In this brightly lit but compact space, my eyes quickly darted from one jewel to another. This is a true car guys garage, or as Bill refers to it, his man cave. As we chatted, I slowly walked about the shop, like one gazing at art at the Nelson, trying to absorb every little thing. Whether items were on walls or tables, or resting on the floor or in a chair, it was all eye candy for a car geek.
Drawings of classic Porsche race cars hurtling along tracks such as Le Mans or Sebring hung on bright white walls and doors. Bill proudly pointed out a poster sized photo that captured him a few years back, standing beside his two grandsons, and a Porsche. Further down the wall was a set of unique blueprints, similar to those used in home construction. These were of a 356, providing critical reassembly clues. Close by a rack of ignition keys and wall hung hubcaps and wheels snagged my interest. Side fact: Did you know that the 356s wheels were stamped with the cars production year and the manufacturer of the wheel?
However, the piece de resistance in the garage was the Meissen Blue 356. Its’ fresh coat of paint shimmered in the light. The 356, still gutted of engine, gauges, windshield and seats, sat before me, squatting like an oversized metal sculpture. Nearby parts, similar to pieces of a jigsaw puzzle, were scattered across a table, waiting to be carefully reunited with the 356. In bags were door handles, hinges, knobs and more, all tagged with the body’s’ serial number so as not to get confused with other ongoing projects. Some components were not tagged, relying on Bills’ memory to find their rightful place back on the Porsche.

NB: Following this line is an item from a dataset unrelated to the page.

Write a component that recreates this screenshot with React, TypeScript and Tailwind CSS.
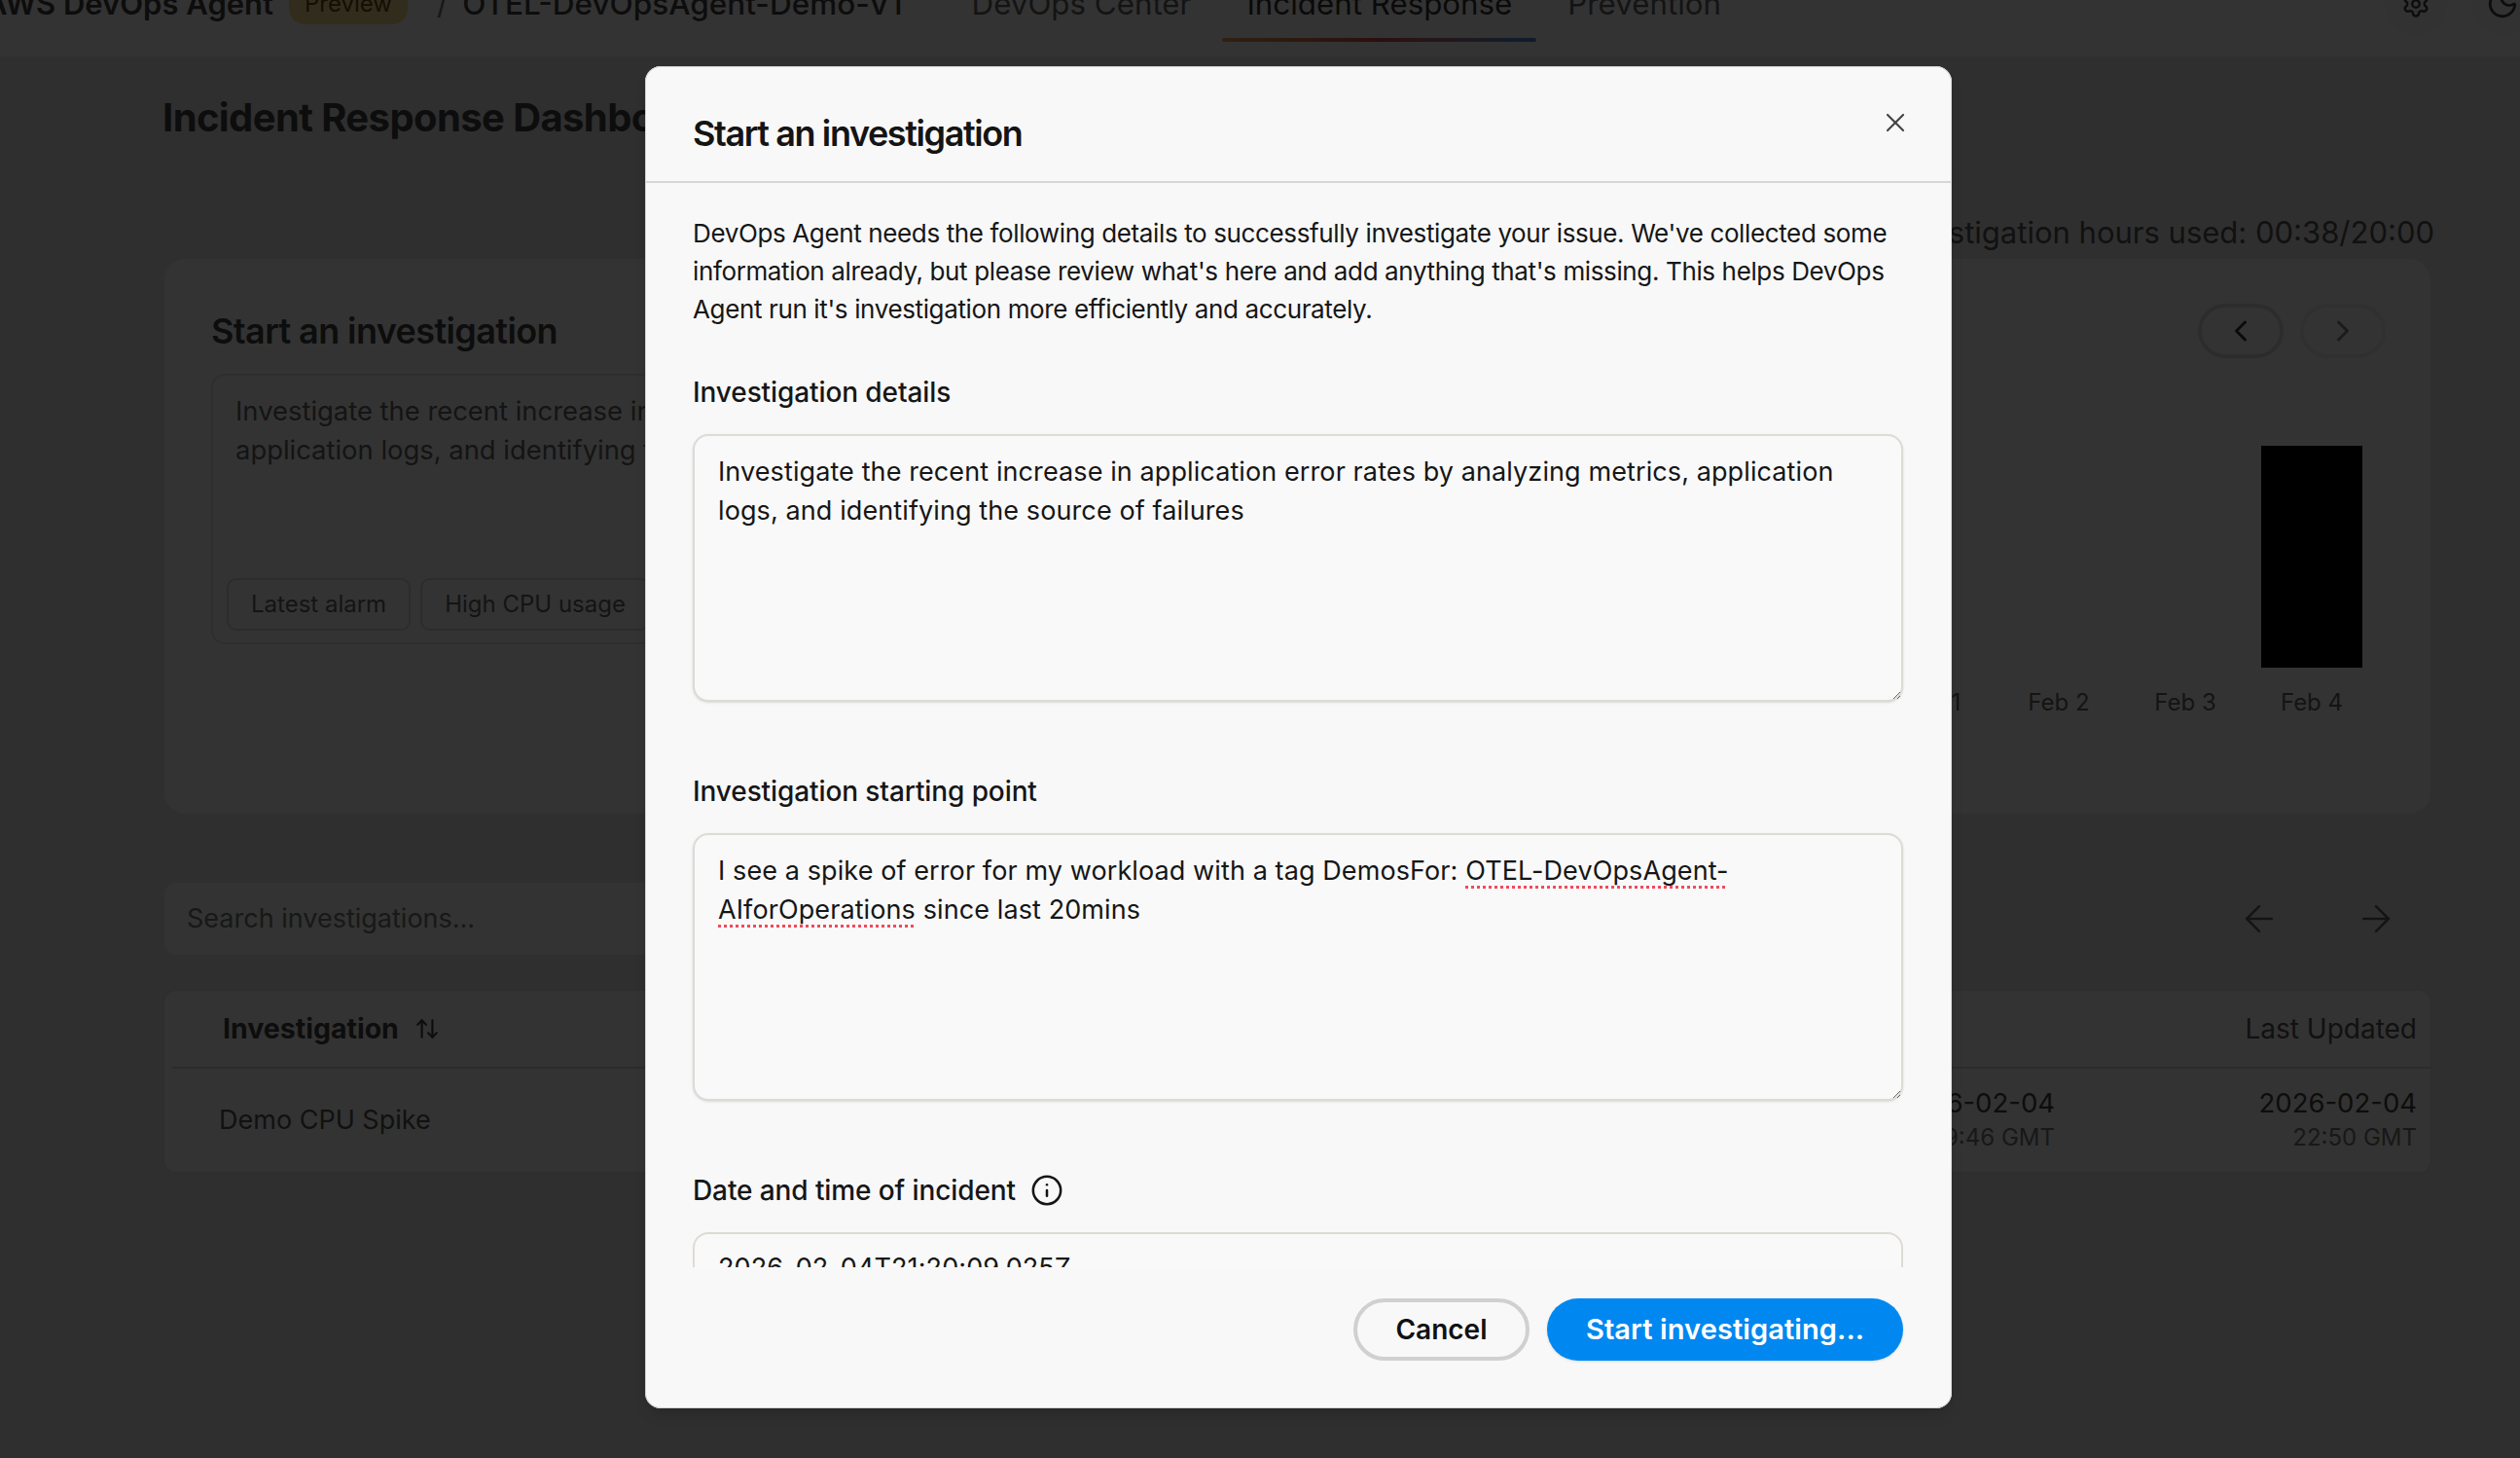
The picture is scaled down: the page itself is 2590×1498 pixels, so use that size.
import { ArrowLeft, ArrowRight, ArrowUpDown, ChevronLeft, ChevronRight, Info, Moon, Settings, X } from 'lucide-react'

function Chip({ label }: { label: string }) {
  return (
    <div className="flex h-[54px] items-center rounded-[10px] border-2 border-[#dcdcdc] px-[23px] text-[24px] text-[#666]">
      {label}
    </div>
  )
}

function FieldLabel({ children }: { children: React.ReactNode }) {
  return <div className="text-[28px] font-medium leading-[38px] tracking-[-0.1px] text-[#161616]">{children}</div>
}

export default function App() {
  const days = ['Feb 1', 'Feb 2', 'Feb 3', 'Feb 4']

  return (
    <div className="relative h-[1498px] w-full overflow-hidden bg-[#ececec] font-['Inter',sans-serif]">
      <header className="-mt-[50px] flex h-[108px] items-center bg-white">
        <span className="-ml-[15px] text-[31px] font-semibold text-[#444]">AWS DevOps Agent</span>
        <span className="ml-[16px] rounded-[16px] bg-[#f6d98a] px-[16px] py-[3px] text-[24px] text-[#5a4a10]">Preview</span>
        <span className="ml-[30px] text-[31px] text-[#777]">/</span>
        <span className="ml-[15px] text-[31.5px] font-medium text-[#444]">OTEL-DevOpsAgent-Demo-V1</span>
        <nav className="ml-[71px] flex items-center gap-[57px] text-[31.3px] text-[#666]">
          <span>DevOps Center</span>
          <span className="relative text-[#333]">
            Incident Response
            <span className="absolute -bottom-[16px] -left-[25px] -right-[25px] h-[4px] rounded-full bg-gradient-to-r from-[#e6a04a] via-[#d8484a] to-[#3a8fe0]" />
          </span>
          <span>Prevention</span>
        </nav>
        <div className="-mr-[14px] ml-auto flex items-center gap-[25px] text-[#444]">
          <div className="flex h-[64px] w-[64px] items-center justify-center rounded-full bg-[#fafafa]">
            <Settings className="h-[30px] w-[30px]" />
          </div>
          <div className="flex h-[64px] w-[64px] items-center justify-center rounded-full bg-[#fafafa]">
            <Moon className="h-[34px] w-[34px]" />
          </div>
        </div>
      </header>

      <main className="pl-[167px] pr-[90px]">
        <h1 className="pb-[34px] pt-[38px] text-[40px] font-bold leading-[50px] tracking-[-0.6px] text-[#444]">
          Incident Response Dashboard
        </h1>
        <div className="border-t-2 border-[#e4e4e4]" />
        <div className="-mr-[2px] mt-[37px] text-right text-[31px] leading-[40px] text-[#555]">Investigation hours used: 00:38/20:00</div>

        <section className="mt-[5px] flex h-[574px] justify-between rounded-[24px] border-2 border-[#e8e8e8] bg-white pl-[48px] pr-[46px]">
          <div className="w-[1300px] pt-[50px]">
            <h2 className="text-[36px] font-semibold leading-[48px] tracking-[-0.6px] text-[#444]">Start an investigation</h2>
            <div className="mt-[20px] flex h-[278px] flex-col justify-between rounded-[14px] border-2 border-[#e4e4e4] pb-[12px] pl-[14px] pt-[16px]">
              <p className="pl-[9px] text-[27.4px] leading-[40px] text-[#666]">
                Investigate the recent increase in application error rates by analyzing metrics,
                <br />
                application logs, and identifying the source of failures
              </p>
              <div className="flex gap-[10px]">
                <Chip label="Latest alarm" />
                <Chip label="High CPU usage" />
              </div>
            </div>
          </div>
          <div className="flex flex-col items-end pt-[46px]">
            <div className="flex gap-[17px]">
              <button className="flex h-[56px] w-[88px] items-center justify-center rounded-full border-4 border-[#ddd] text-[#333]">
                <ChevronLeft className="h-[36px] w-[36px]" />
              </button>
              <button className="flex h-[56px] w-[88px] items-center justify-center rounded-full border-4 border-[#eee] text-[#888]">
                <ChevronRight className="h-[36px] w-[36px]" />
              </button>
            </div>
            <div className="mr-[11px] mt-[90px] flex items-end">
              {days.map((d) => (
                <div key={d} className="flex w-[130px] flex-col items-center">
                  {d === 'Feb 4' && <div className="h-[228px] w-[104px] bg-black" />}
                  <div className="mt-[20px] text-[24px] leading-[32px] text-[#666]">{d}</div>
                </div>
              ))}
            </div>
          </div>
        </section>

        <div className="mt-[67px] flex items-center justify-between">
          <div className="flex h-[78px] w-[1300px] items-center rounded-[14px] border-2 border-[#e8e8e8] bg-white px-[23px] text-[27px] text-[#777]">
            Search investigations...
          </div>
          <div className="mr-[36px] flex gap-[76px] text-[#666]">
            <ArrowLeft className="h-[44px] w-[44px]" strokeWidth={1.4} />
            <ArrowRight className="h-[44px] w-[44px]" strokeWidth={1.4} />
          </div>
        </div>

        <div className="mt-[33px] h-[190px] rounded-[14px] border-2 border-[#e4e4e4] bg-white">
          <div className="ml-[8px] flex h-[80px] items-center border-b-2 border-[#dcdcdc] pr-[14px] text-[28px] text-[#444]">
            <div className="flex flex-1 items-center gap-[16px] pl-[52px] text-[28.5px] font-bold">
              Investigation <ArrowUpDown className="h-[26px] w-[26px]" />
            </div>
            <div className="flex w-[400px] items-center gap-[16px] pl-[100px] font-bold">
              Started <ArrowUpDown className="h-[26px] w-[26px]" />
            </div>
            <div className="w-[372px] text-right font-normal text-[#555]">Last Updated</div>
          </div>
          <div className="ml-[8px] flex h-[106px] items-center pr-[14px] text-[27.5px] text-[#444]">
            <div className="flex-1 pl-[48px] text-[27px] text-[#555]">Demo CPU Spike</div>
            <div className="text-right leading-[34px]">
              2026-02-04
              <div className="mt-[2px] text-[24px] text-[#777]">19:46 GMT</div>
            </div>
            <div className="w-[372px] text-right leading-[34px]">
              2026-02-04
              <div className="mt-[2px] text-[24px] text-[#777]">22:50 GMT</div>
            </div>
          </div>
        </div>
      </main>

      {/* dimmed backdrop + modal */}
      <div className="absolute inset-0 bg-black/80" />
      <div className="absolute left-[663px] top-[68px] flex h-[1379px] w-[1343px] flex-col overflow-hidden rounded-[16px] bg-[#f8f8f8] shadow-lg ring-1 ring-inset ring-[#d4d4d4]">
        <div className="flex h-[120px] shrink-0 items-start justify-between border-b-2 border-[#d6d6d6] pl-[49px] pr-[42px] pt-[46px]">
          <h2 className="text-[36px] font-semibold leading-[46px] tracking-[-1.4px] text-[#141414]">Start an investigation</h2>
          <X className="-mt-[4px] h-[32px] w-[32px] text-[#444]" strokeWidth={1.6} />
        </div>

        <div className="min-h-0 flex-1 overflow-hidden pl-[49px] pr-[50px] pt-[32px]">
          <p className="text-[26px] leading-[39px] tracking-[-0.37px] text-[#161616]">
            DevOps Agent needs the following details to successfully investigate your issue. We've collected some information already, but please review what's here and add anything that's missing. This helps DevOps Agent run it's investigation more efficiently and accurately.
          </p>
          <div className="mt-[47px]"><FieldLabel>Investigation details</FieldLabel></div>
          <div className="mt-[24px] h-[275px] resize-y overflow-auto rounded-[16px] border-2 border-[#dedad6] bg-[#f9f9f9] px-[24px] py-[17px] text-[27px] leading-[40px] tracking-[0.1px] text-[#161616] shadow-sm">
            Investigate the recent increase in application error rates by analyzing metrics, application logs, and identifying the source of failures
          </div>
          <div className="mt-[73px]"><FieldLabel>Investigation starting point</FieldLabel></div>
          <div className="mt-[24px] h-[275px] resize-y overflow-auto rounded-[16px] border-2 border-[#dedad6] bg-[#f9f9f9] px-[24px] py-[17px] text-[27px] leading-[40px] tracking-[0.1px] text-[#161616] shadow-sm">
            I see a spike of error for my workload with a tag DemosFor:{' '}
            <span className="underline decoration-[#ef4b5c] decoration-dotted decoration-[3px] underline-offset-[6px]">OTEL-DevOpsAgent-AIforOperations</span>{' '}
            since last 20mins
          </div>
          <div className="mt-[73px] flex items-center gap-[15px]">
            <FieldLabel>Date and time of incident</FieldLabel>
            <Info className="h-[34px] w-[34px] text-[#161616]" strokeWidth={1.8} />
          </div>
          <div className="mt-[24px] h-[70px] rounded-[16px] border-2 border-[#dedad6] bg-[#f9f9f9] px-[24px] py-[15px] text-[27px] leading-[40px] tracking-[0.1px] text-[#161616]">
            2026-02-04T21:20:09.025Z
          </div>
        </div>

        <div className="flex h-[145px] shrink-0 justify-end gap-[18px] pl-[49px] pr-[50px] pt-[32px]">
          <button className="h-[64px] w-[181px] rounded-full border-4 border-[#d0d0d0] text-[28px] font-semibold text-[#111]">Cancel</button>
          <button className="h-[64px] w-[366px] rounded-full bg-[#0088f0] text-[29px] font-semibold tracking-[0.1px] text-white shadow-sm">Start investigating...</button>
        </div>
      </div>
    </div>
  )
}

Later my attention gravitated to the rows of floor to ceiling bicycles. Most of these were road or racing bicycles, some still ridden by Bill. These are sleek, fragile appearing bikes, looking as if they could support no more than a child’s weight. Bill motioned me over to one bike and explained how two wheeled racing bikes incorporated some of the same tricks the four wheeled kin do. As weight is a curse to speed, this bike had many nonstructural components, such as sprockets and levers, appearing with swiss cheese like holes in them. This process left the bike lighter and looking like the inside of a fine swiss watch.
When I first entered the shop, I had noticed a large faded black and white photo hanging on a corridor wall. This photo captured Bill’s Dad’s service garage in a 1950’s pose. It is here that Bill began absorbing his knowledge of the inner workings of cars and trucks that would benefit him later in life.
After high school Bill was fortunate to continue his formal education at Wichita State and the University of Kansas. From KU, Bill graduated with a medical degree, specializing in gastroenterology. Working in the medical profession and helping his wife raise a family consumed Bills’ days and nights for several years. However, as this page in life turned, Bill began having fun racing BMWs and Porsches.
In 1991, the racing thrill was ebbing and costs were rising. Enter Porsche restorations. At first, there was just the one project, and then another and another. Successful results led to word of mouth news within the 356-restoration community, which often found Bill toiling away in his garage for the next 30 years. Rather than deal with a customer bringing in his or her personally owned 356, Bill prefers to purchase his project car, restore it to his tastes and then sell it.
But recent events have changed Bill’s pace of life. Beginning to tire of the restoration business, Bill pondered retirement. Then came a freak accident at the shop. The 356 pictured with this article slipped free of the rotisserie, a metal device used to hold the entire body of a car in a horizontal position. A corner of the car landed on Bills leg, fracturing it and putting him on R and R. The six month break gave Bill time to reflect and surprisingly he found himself missing time back in the shop.
For now, Bill has returned to his shop, once again crawling in, under and around those tiny, fragile 356s. But how much longer? Well, that’s a good question. Soon, the call of the road, either on a bike or in a Porsche may pull Bill out of the garage forever.